Russia and Canada have slightly higher average ratings than others, with averages above 4.1, while Ireland (IE) has the lowest average rating, slightly below 4.0. Although this difference is minor, it may suggest there are  slight overall reader preferences or the particular selection of books by authors of certain nationalities in this dataset.

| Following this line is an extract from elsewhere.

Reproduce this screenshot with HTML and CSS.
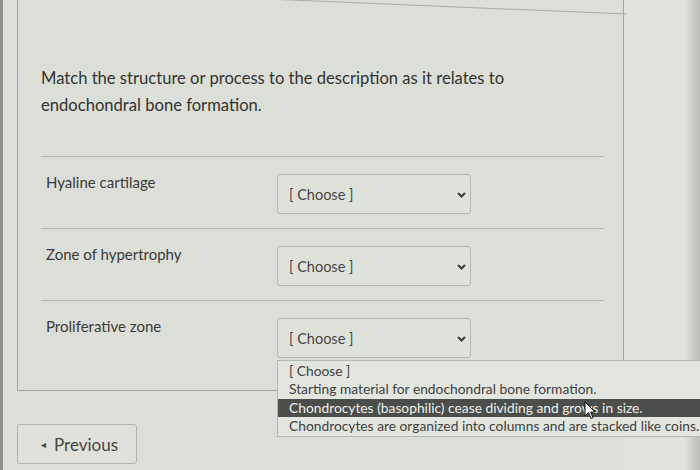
FILE: index.html
```html
<!DOCTYPE html>
<html lang="en">
<head>
    <meta charset="UTF-8">
    <meta name="viewport" content="width=device-width, initial-scale=1.0">
    <title>Matching Question</title>
    <link rel="stylesheet" href="styles.css">
</head>
<body>
    <div class="screen">
        <div class="main">
            <div class="card">
                <p class="question">Match the structure or process to the description as it relates to endochondral bone formation.</p>

                <div class="match-row">
                    <div class="match-label">Hyaline cartilage</div>
                    <div class="select-wrap">
                        <div class="select">
                            <span>[ Choose ]</span>
                            <svg class="chevron" width="9" height="6" viewBox="0 0 9 6"><polyline points="1,1 4.5,4.5 8,1" fill="none" stroke="#3c3c3c" stroke-width="2"/></svg>
                        </div>
                    </div>
                </div>

                <div class="match-row">
                    <div class="match-label">Zone of hypertrophy</div>
                    <div class="select-wrap">
                        <div class="select">
                            <span>[ Choose ]</span>
                            <svg class="chevron" width="9" height="6" viewBox="0 0 9 6"><polyline points="1,1 4.5,4.5 8,1" fill="none" stroke="#3c3c3c" stroke-width="2"/></svg>
                        </div>
                    </div>
                </div>

                <div class="match-row last">
                    <div class="match-label">Proliferative zone</div>
                    <div class="select-wrap">
                        <div class="select">
                            <span>[ Choose ]</span>
                            <svg class="chevron" width="9" height="6" viewBox="0 0 9 6"><polyline points="1,1 4.5,4.5 8,1" fill="none" stroke="#3c3c3c" stroke-width="2"/></svg>
                        </div>
                        <ul class="options">
                            <li>[ Choose ]</li>
                            <li>Starting material for endochondral bone formation.</li>
                            <li class="active">Chondrocytes (basophilic) cease dividing and grows in size.</li>
                            <li>Chondrocytes are organized into columns and are stacked like coins.</li>
                        </ul>
                        <svg class="cursor" width="12" height="19" viewBox="0 0 12 19"><path d="M1 1 L1 15 L4.5 11.5 L7 17.5 L9 16.6 L6.6 11 L11 11 Z" fill="#fff" stroke="#111" stroke-width="1"/></svg>
                    </div>
                </div>
            </div>

            <button class="prev"><span class="tri">&#9666;</span> Previous</button>
        </div>
        <div class="side"></div>
    </div>
</body>
</html>
```

FILE: styles.css
```css
body {
    margin: 0;
    font-family: Lato, "Open Sans", sans-serif;
    background-color: #dcdfd7;
    color: #3a3a3a;
}
.screen {
    display: flex;
    height: 470px;
    overflow: hidden;
    border-left: 3px solid #8e9189;
    box-sizing: border-box;
}
.main {
    width: 621px;
    padding-left: 14px;
    box-sizing: border-box;
    flex-shrink: 0;
}
.card {
    position: relative;
    border: 1px solid #a3a69e;
    border-top: none;
    padding: 65px 19px 18px 23px;
    background-color: #dcdfd7;
}
.card::before {
    content: "";
    position: absolute;
    left: 190px;
    top: -4px;
    width: 419px;
    height: 1px;
    background-color: #a8aba3;
    transform: rotate(2.4deg);
    transform-origin: left center;
}
.question {
    margin: 0 0 37px 0;
    max-width: 490px;
    font-size: 16.6px;
    line-height: 27px;
    color: #333;
}
.match-row {
    display: grid;
    grid-template-columns: 236px 194px;
    align-items: start;
    border-top: 1px solid #b5b8b0;
    padding: 17px 0 14px 0;
}
.match-label {
    font-size: 15px;
    line-height: 17px;
    padding-left: 5px;
    color: #3a3a3a;
}
.select-wrap {
    position: relative;
}
.select {
    display: flex;
    align-items: center;
    justify-content: space-between;
    height: 40px;
    padding: 0 4px 0 11px;
    border: 1px solid #b7bab2;
    border-radius: 3px;
    background-color: #dfe2da;
    box-sizing: border-box;
    font-size: 14.5px;
    color: #444;
}
.chevron {
    margin-top: 2px;
}
.options {
    position: absolute;
    z-index: 5;
    top: 42px;
    left: 0;
    width: 440px;
    margin: 0;
    padding: 1px 0 1px 0;
    list-style: none;
    background-color: #e3e5df;
    border: 1px solid #b5b8b0;
    font-size: 13.8px;
    line-height: 18.3px;
    color: #3f3f3f;
}
.options li {
    padding-left: 11px;
    white-space: nowrap;
}
.options li.active {
    background-color: #4b4e4a;
    color: #eceeea;
}
.cursor {
    position: absolute;
    z-index: 6;
    left: 307px;
    top: 83px;
}
.prev {
    display: flex;
    align-items: center;
    margin-top: 33px;
    width: 120px;
    height: 40px;
    padding: 0 0 0 23px;
    border: 1px solid #b3b6ae;
    border-radius: 3px;
    background-color: #dfe1da;
    font-family: Lato, "Open Sans", sans-serif;
    font-size: 17px;
    color: #454545;
}
.prev .tri {
    font-size: 10px;
    margin-right: 8px;
}
.side {
    flex: 1;
    background: linear-gradient(to right, #e0e2dc 0%, #e0e2dc 80%, #b9bbb5 100%);
}
```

The average ratings for each nationality are quite close, hovering around the 4.0 mark. I'd say overall there isn't a significant difference in how books by authors from different nationalities are rated by Goodreads users. This means there's a consistent appreciation for these books among these readers, regardless of where author is from.

Since this 
dataset is English-speaking dominant, with focus to countries such as the US, UK, and Canada, it’s worth noting that the relatively high average ratings might reflect the familiarity or popularity of these books among a predominantly English-speaking audience on Goodreads.